Povero GiuseppiConte le prova tutte per tornare a Palazzo Chigi, ma è senza speranze

L’avvocato vuole tentare l’impresa impossibile di tornare a governare: il suo elettorato è sempre più piccolo e Schlein è l’unico volto possibile del centrosinistra. C’è anche l’ipotesi di buttarsi a destra, ma quella è terra di Meloni. Per lui non c’è spazio da nessuna parte, ed è un bene per l’Italia

Lapresse

Povero Giuseppi! Se la sua unica ambizione in questa fase della vita è tornare a Palazzo Chigi, be’, non deve leggere questo articolo. Perché come la metti la metti, per lui si tratta di un obiettivo irraggiungibile. Per il centrosinistra, nella sfida a Giorgia Meloni, correrà Elly Schlein: per la buona ragione che il Partito democratico è il partito più forte – e nel partito non c’è chi voglia o possa farle le scarpe – e ragionevolmente questo è un dato che non è destinato a cambiare.
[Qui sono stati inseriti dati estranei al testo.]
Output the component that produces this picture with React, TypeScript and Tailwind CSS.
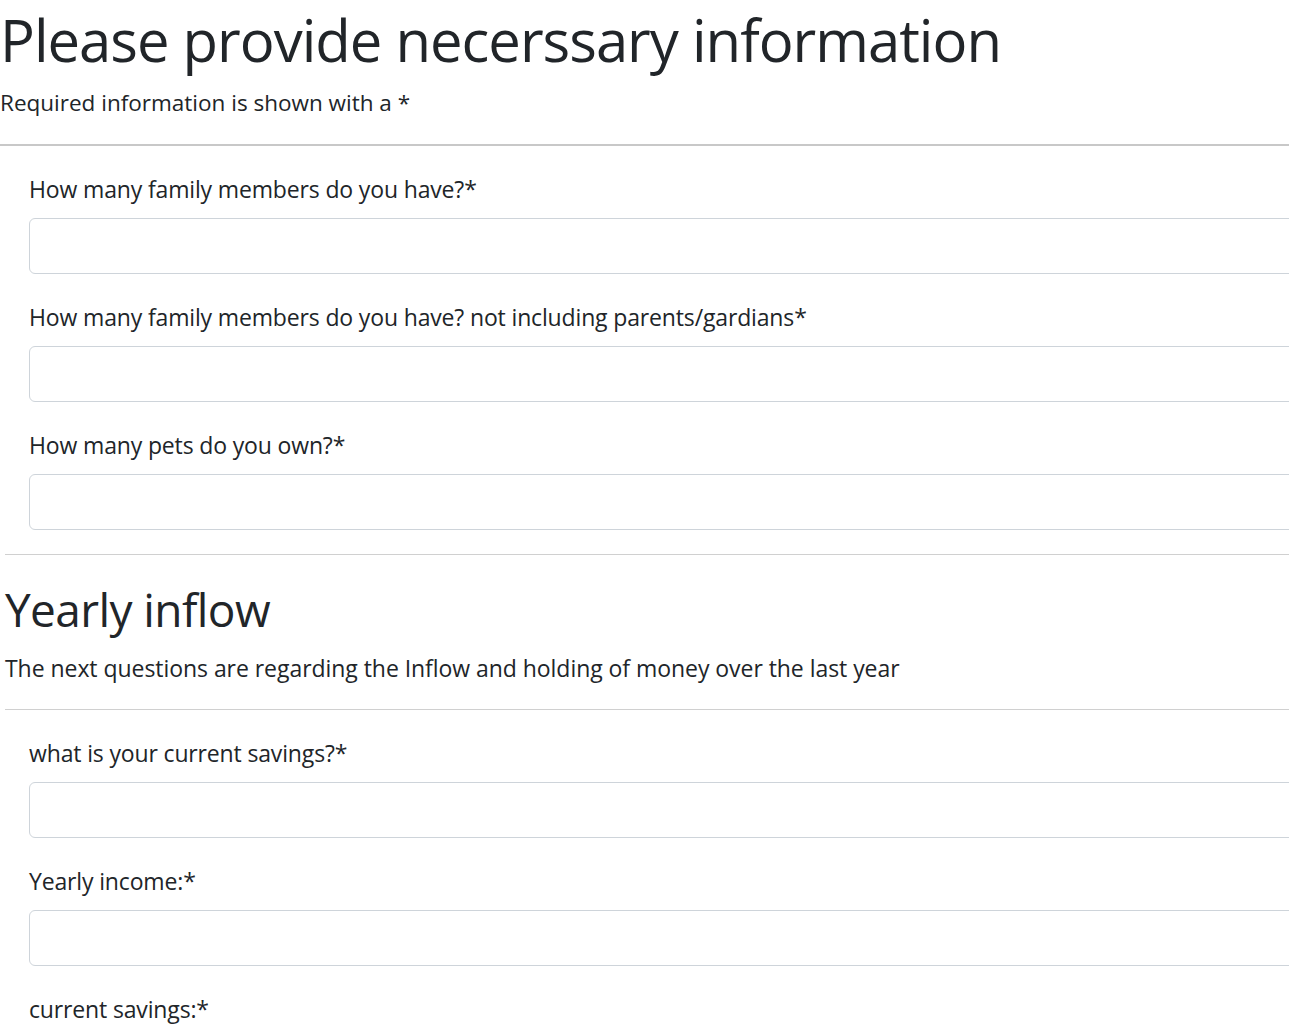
import { useState } from 'react';

const householdFields = [
  { id: 'family', label: 'How many family members do you have?*' },
  { id: 'siblings', label: 'How many family members do you have? not including parents/gardians*' },
  { id: 'pets', label: 'How many pets do you own?*' },
];

const inflowFields = [
  { id: 'savings', label: 'what is your current savings?*' },
  { id: 'income', label: 'Yearly income:*' },
  { id: 'currentSavings', label: 'current savings:*' },
];

function Field({ id, label, value, onChange }: { id: string; label: string; value: string; onChange: (v: string) => void }) {
  return (
    <div className="mb-[25px]">
      <label htmlFor={id} className="block text-[23px] tracking-[-0.15px] leading-[36px] mb-[11px]">
        {label}
      </label>
      <input
        id={id}
        type="text"
        value={value}
        onChange={(e) => onChange(e.target.value)}
        className="block w-[1300px] h-[56px] px-3 bg-white border border-[#ced4da] rounded-[6px] text-[23px] outline-none"
      />
    </div>
  );
}

export default function App() {
  const [values, setValues] = useState<Record<string, string>>({});
  const setValue = (id: string) => (v: string) => setValues(prev => ({ ...prev, [id]: v }));

  return (
    <div className="w-full overflow-hidden bg-white text-[#212529] font-['Open_Sans','Liberation_Sans',sans-serif]">
      <h1 className="mt-[4px] text-[58px] tracking-[-1px] leading-[72px] font-normal">Please provide necerssary information</h1>
      <p className="mt-[9px] text-[22.5px] leading-[36px]">Required information is shown with a *</p>
      <hr className="mt-[23px] border-0 border-t-2 border-[#c8c8c8]" />

      <div className="pl-[29px] pt-[25px]">
        {householdFields.map(f => (
          <Field key={f.id} id={f.id} label={f.label} value={values[f.id] || ''} onChange={setValue(f.id)} />
        ))}
      </div>

      <div className="pl-[5px]">
        <hr className="-mt-[1px] border-0 border-t border-[#d0d0d0]" />
        <h2 className="mt-[25px] text-[46px] tracking-[-0.6px] leading-[58px] font-normal">Yearly inflow</h2>
        <p className="mt-[12px] text-[23px] tracking-[-0.05px] leading-[36px]">The next questions are regarding the Inflow and holding of money over the last year</p>
        <hr className="mt-[23px] border-0 border-t border-[#d0d0d0]" />
      </div>

      <div className="pl-[29px] pt-[25px]">
        {inflowFields.map(f => (
          <Field key={f.id} id={f.id} label={f.label} value={values[f.id] || ''} onChange={setValue(f.id)} />
        ))}
      </div>
    </div>
  );
}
L’avvocato oggi è sul dieci per cento, con forti probabilità di scendere se, come appare probabile, Beppe Grillo gli tirerà lo scherzetto di fare un altro partito più in linea con il Movimento prima maniera, fregandogli un due-tre per cento, chi può dirlo adesso. Così che il partito di Conte sarà ridotto alle dimensioni di un bel cespuglio (lui aborre questa parola, ma è così) più o meno delle dimensioni di Alleanza Verdi e Sinistra (Avs), con cui ipotizza un accordo politico e chissà se anche elettorale: ma, anche sommati, i rossoverdigialli – mamma mia – difficilmente potrebbero arrivare anche solo alla metà dei voti di Schlein.

Tutto questo Conte lo sa benissimo, e infatti ha avuto un’altra bella pensata: le primarie del “campo largo” per scegliere il candidato premier. Ma anche in questo caso avrebbe la sorte segnata: perderebbe. Perché stante la sproporzione di forza tra i dem e la sinistra populista Fratoianni-Conte non si vede come concretamente l’avvocato potrebbe battere la leader di un partito come il Partito democratico, che con tutti gli acciacchi, malgrado abbia solo diciassette anni, resta pur sempre una macchinetta di guerra. Né può seriamente pensare, Conte, che «la gente non vede l’ora di rivedermi a Palazzo Chigi» – frase che gli è stata attribuita – anche considerando il tasso di autostima che confina con la megalomania.

Lui punta a un indebolimento della segretaria dem a partire dalle elezioni in quella Liguria dove ha montato un casino enorme ai danni di Matteo Renzi, una mossa che ha creato problemi nel disorientato elettorato del centrosinistra, e quindi una sconfitta di Andrea Orlando sarebbe anche addebitabile alle sue bizze antirenziane.

Perché alla fine c’è sempre il leader di Italia Viva nei suoi incubi: ora si è fissato su un patto segreto tra Elly e Renzi ai suoi danni. Forse sono i contiani del Partito democratico, che poi è solo Goffredo Bettini, a insufflargli queste sciocchezze, ma vero è che in eventuali primarie Renzi – e probabilmente Riccardo Magi e Carlo Calenda (anche se non è affatto detto che Azione vi parteciperebbe) – voterebbero per Schlein.

C’è infine una terza possibilità che, data l’attitudine trasformista dell’uomo, Giuseppe Conte possa trasferirsi armi e bagagli nell’altro campo, a destra (con la quale flirta spesso e volentieri, vedi Rai) magari sfruttando il vento reazionario alzato da una vittoria dell’amico Donald Trump. Ma è quasi superfluo ricordare che la destra la sua campionessa ce l’ha, e forte, si chiama Giorgia Meloni. Che cosa resta? Un governo di larghe intese che lui, ex premier, potrebbe guidare? È un’ipotesi dell’irrealtà. Sia perché l’unità nazionale non la vuole nessuno; sia soprattutto perché un governo di quel tipo sarebbe per forza presieduto da una figura alta. Che non è esattamente la sua.